═════ Exercise inputs ═════

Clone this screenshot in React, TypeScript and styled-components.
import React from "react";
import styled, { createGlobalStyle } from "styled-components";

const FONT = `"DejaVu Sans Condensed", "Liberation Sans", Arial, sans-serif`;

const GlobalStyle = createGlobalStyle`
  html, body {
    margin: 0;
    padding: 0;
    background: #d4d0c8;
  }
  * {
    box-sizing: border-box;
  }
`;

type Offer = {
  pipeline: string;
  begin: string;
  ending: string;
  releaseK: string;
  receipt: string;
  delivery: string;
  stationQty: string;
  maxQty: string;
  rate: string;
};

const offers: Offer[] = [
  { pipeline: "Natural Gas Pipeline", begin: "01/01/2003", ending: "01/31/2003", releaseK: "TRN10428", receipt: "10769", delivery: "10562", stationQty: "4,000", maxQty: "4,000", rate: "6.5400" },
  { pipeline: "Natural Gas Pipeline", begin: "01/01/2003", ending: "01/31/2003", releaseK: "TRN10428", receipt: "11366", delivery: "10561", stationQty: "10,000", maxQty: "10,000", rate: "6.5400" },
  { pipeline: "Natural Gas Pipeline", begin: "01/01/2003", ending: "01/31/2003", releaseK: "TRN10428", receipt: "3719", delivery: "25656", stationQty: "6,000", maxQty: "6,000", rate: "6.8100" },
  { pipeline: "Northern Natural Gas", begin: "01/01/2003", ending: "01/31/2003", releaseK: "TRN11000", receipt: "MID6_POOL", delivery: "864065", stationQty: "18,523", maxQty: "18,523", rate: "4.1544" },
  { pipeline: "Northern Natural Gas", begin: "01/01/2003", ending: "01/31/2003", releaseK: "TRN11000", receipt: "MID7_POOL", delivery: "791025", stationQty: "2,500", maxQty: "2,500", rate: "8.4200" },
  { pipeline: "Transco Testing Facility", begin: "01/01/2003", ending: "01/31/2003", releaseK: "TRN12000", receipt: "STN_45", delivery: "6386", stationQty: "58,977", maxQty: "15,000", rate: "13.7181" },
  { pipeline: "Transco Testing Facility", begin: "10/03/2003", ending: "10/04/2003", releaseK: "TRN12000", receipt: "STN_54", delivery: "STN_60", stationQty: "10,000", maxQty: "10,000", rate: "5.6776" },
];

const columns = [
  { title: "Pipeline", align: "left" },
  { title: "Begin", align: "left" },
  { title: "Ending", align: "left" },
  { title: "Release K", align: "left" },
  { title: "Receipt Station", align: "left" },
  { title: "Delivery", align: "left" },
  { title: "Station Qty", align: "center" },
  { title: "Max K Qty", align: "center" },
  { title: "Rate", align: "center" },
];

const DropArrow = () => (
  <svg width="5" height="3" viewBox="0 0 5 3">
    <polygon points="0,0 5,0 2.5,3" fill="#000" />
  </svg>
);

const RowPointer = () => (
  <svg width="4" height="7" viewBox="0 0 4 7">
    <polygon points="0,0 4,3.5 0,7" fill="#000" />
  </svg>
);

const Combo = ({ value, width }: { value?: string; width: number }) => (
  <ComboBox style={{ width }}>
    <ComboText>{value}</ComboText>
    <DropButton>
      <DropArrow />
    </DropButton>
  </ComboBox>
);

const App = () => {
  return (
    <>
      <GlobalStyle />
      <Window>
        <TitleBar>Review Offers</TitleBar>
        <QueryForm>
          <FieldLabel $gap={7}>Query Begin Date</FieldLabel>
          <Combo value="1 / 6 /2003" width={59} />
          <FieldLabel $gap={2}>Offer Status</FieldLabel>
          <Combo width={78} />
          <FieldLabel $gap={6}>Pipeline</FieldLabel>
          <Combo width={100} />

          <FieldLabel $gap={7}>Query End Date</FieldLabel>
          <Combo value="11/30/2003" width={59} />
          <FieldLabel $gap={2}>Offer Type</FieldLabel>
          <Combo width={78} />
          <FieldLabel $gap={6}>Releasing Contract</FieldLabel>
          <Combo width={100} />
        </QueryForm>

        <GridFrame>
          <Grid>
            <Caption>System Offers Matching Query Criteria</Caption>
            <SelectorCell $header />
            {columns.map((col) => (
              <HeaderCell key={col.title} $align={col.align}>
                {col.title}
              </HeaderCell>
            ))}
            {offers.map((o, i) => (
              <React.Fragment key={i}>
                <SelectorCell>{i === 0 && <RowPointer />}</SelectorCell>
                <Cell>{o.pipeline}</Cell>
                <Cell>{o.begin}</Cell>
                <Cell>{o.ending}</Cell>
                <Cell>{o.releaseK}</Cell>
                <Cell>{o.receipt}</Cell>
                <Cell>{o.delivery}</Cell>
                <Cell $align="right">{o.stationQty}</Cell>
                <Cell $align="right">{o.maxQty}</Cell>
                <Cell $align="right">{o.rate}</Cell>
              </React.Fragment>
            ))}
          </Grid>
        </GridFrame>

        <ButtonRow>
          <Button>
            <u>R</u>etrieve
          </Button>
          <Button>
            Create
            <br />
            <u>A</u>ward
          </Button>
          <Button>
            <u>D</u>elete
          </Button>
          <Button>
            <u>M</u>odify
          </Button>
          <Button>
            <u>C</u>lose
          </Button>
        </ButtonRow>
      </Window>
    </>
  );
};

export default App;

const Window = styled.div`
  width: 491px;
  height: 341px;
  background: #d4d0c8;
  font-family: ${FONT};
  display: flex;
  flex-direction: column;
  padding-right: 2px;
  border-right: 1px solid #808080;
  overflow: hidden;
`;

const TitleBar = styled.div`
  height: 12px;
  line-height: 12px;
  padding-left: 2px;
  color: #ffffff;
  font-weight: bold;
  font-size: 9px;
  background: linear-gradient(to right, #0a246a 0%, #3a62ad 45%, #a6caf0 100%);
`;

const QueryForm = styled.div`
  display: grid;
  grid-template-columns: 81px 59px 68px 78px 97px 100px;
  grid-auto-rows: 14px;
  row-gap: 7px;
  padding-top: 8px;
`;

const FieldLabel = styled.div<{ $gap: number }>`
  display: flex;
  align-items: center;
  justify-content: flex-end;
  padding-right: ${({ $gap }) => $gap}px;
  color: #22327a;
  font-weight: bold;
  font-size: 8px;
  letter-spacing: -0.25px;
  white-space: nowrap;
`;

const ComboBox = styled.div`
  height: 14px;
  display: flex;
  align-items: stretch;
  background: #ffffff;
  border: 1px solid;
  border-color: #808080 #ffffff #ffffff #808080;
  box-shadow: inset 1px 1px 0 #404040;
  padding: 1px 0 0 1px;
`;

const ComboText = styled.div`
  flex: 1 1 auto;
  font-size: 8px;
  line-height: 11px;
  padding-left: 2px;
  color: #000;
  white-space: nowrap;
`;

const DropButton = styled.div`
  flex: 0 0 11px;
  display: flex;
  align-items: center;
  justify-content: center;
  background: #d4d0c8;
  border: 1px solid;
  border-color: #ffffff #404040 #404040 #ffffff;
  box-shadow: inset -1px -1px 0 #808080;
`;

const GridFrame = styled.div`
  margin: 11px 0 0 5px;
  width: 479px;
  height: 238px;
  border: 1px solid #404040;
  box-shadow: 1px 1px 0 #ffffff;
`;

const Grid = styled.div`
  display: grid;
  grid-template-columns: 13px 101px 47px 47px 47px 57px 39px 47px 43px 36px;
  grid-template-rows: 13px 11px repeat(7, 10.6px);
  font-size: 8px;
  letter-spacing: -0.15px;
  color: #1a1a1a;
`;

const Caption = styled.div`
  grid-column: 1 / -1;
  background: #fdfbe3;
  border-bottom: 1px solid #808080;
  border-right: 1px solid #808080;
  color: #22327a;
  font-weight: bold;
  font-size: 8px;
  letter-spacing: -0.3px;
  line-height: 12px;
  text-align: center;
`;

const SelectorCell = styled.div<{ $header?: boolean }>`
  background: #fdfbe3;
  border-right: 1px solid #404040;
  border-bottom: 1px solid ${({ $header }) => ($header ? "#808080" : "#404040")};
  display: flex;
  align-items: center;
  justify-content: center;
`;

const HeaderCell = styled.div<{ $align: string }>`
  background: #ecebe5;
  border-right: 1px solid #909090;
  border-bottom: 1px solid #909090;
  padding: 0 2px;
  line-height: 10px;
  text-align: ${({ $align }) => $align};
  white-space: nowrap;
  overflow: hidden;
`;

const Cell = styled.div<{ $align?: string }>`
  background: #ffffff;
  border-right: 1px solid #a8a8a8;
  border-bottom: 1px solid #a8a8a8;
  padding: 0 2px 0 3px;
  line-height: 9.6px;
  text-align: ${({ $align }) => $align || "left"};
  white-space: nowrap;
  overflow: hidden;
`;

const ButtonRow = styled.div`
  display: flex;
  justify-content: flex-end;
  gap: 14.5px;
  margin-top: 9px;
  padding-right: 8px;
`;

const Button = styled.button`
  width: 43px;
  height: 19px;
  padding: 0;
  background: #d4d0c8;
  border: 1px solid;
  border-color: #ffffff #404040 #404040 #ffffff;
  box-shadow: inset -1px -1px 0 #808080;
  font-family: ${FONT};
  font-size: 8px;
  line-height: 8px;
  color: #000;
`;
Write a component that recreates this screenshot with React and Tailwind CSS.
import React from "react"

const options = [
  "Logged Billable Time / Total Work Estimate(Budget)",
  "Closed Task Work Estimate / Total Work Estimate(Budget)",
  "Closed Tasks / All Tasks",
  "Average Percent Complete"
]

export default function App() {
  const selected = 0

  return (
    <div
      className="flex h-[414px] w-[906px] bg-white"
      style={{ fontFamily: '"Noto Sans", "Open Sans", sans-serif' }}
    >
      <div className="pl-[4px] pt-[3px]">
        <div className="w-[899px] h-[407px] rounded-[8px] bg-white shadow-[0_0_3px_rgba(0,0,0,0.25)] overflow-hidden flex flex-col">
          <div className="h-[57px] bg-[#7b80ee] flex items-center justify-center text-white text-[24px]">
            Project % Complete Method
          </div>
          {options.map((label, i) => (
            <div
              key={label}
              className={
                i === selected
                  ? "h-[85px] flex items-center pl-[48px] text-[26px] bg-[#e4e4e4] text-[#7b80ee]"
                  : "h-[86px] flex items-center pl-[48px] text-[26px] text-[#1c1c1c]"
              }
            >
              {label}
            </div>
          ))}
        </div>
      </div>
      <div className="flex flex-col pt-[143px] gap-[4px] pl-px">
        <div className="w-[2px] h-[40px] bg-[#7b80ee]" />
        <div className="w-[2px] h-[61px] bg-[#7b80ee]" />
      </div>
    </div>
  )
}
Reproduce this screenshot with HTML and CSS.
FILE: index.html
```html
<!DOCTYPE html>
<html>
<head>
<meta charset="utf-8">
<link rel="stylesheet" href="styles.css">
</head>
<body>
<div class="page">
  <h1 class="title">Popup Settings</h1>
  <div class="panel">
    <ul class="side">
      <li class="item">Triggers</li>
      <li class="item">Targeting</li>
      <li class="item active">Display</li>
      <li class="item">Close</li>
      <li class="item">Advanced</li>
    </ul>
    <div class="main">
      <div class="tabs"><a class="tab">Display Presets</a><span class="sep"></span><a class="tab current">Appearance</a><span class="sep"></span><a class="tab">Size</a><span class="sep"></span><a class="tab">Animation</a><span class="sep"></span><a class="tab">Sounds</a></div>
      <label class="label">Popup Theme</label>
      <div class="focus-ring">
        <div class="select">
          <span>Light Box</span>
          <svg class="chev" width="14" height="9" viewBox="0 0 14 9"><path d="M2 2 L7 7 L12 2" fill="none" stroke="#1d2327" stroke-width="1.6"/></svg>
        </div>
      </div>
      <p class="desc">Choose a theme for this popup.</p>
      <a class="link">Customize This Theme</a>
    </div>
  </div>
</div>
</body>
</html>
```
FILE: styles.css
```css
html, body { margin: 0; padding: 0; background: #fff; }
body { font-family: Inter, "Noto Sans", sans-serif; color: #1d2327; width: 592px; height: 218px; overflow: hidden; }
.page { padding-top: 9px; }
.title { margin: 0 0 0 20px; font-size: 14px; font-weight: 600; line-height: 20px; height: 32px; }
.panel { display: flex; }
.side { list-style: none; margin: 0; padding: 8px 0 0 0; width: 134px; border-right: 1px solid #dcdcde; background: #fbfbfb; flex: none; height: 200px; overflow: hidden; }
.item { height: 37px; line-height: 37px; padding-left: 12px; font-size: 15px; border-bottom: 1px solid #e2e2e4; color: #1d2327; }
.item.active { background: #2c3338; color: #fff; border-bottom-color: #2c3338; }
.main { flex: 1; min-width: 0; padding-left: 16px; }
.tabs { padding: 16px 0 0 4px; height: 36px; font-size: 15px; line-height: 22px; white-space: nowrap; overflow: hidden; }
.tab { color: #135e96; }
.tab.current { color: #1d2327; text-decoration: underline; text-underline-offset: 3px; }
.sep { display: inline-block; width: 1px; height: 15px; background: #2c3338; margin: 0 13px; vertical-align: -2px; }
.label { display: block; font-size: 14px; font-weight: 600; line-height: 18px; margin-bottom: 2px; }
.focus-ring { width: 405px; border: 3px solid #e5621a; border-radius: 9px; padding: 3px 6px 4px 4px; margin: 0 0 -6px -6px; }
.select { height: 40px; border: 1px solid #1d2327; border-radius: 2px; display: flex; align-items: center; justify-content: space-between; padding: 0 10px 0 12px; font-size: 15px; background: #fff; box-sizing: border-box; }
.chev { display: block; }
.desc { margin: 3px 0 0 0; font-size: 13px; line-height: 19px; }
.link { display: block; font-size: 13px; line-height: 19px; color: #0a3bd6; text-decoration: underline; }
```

═════

Your instructions: Show all lines in the entries above where the word "components" appears.

Output for this exercise:
Clone this screenshot in React, TypeScript and styled-components.
import styled, { createGlobalStyle } from "styled-components";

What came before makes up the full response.